13. The computer-readable medium of claim 11, wherein the instructions further comprise operations to select immutable values that designate one or more of the addressable command targets as protected to require authorization for access to the designated addressable command targets.

14. The computer-readable medium of claim 8, wherein the instructions further comprise operations to select immutable values that instantiate an action by a host device upon connection between the host device and the storage device.

15. A storage device comprising

a processor;

a data storage area;

a manufacturer certificate stored on the data storage area that defines one or more configurable settings of the storage device;

a provisioning certificate stored on the data storage area that provides one or more immutable setting values for the configurable setting; and

a firmware application running on the processor that restricts operations of the processor based upon the immutable setting values.

16. The storage device of claim 15, wherein

the provisioning certificate further comprises one or more extension fields; and

the immutable setting values are stored within the extension fields.

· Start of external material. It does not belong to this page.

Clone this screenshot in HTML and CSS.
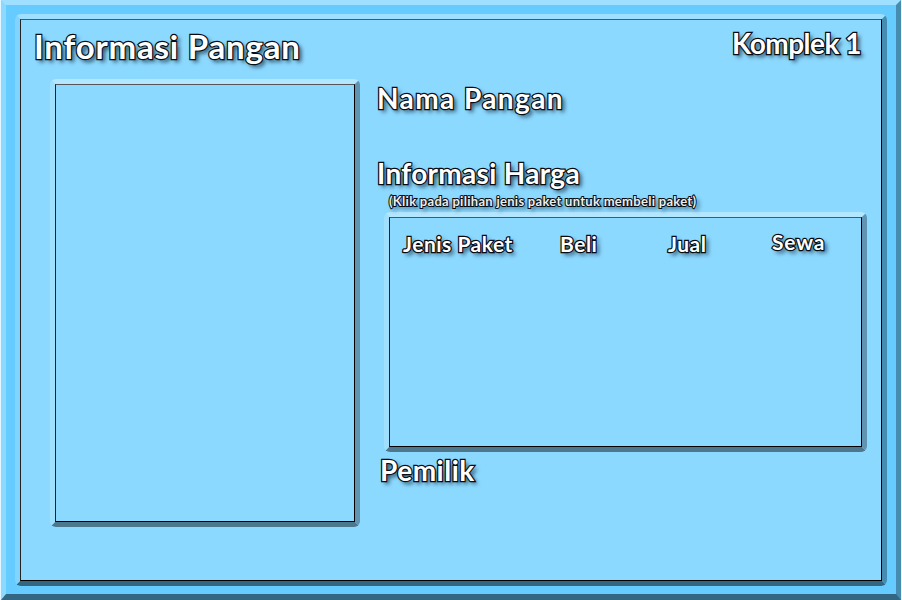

17. The storage device of claim 15, wherein the immutable setting values direct the processor to partition the data storage area into two or more addressable command targets with allocated portions of the data storage area.

18. The storage device of claim 17, wherein the immutable setting values further direct the processor to restrict access to each of the addressable command targets to separate authentication certificates.

19. The storage device of claim 17, wherein the immutable setting values further direct the processor to designate one or more of the addressable command targets as protected to require authorization for access to the designated addressable command targets.

20. The storage device of claim 15, wherein the immutable setting values further cause instantiation of an action by a host device upon connection between the host device and the storage device.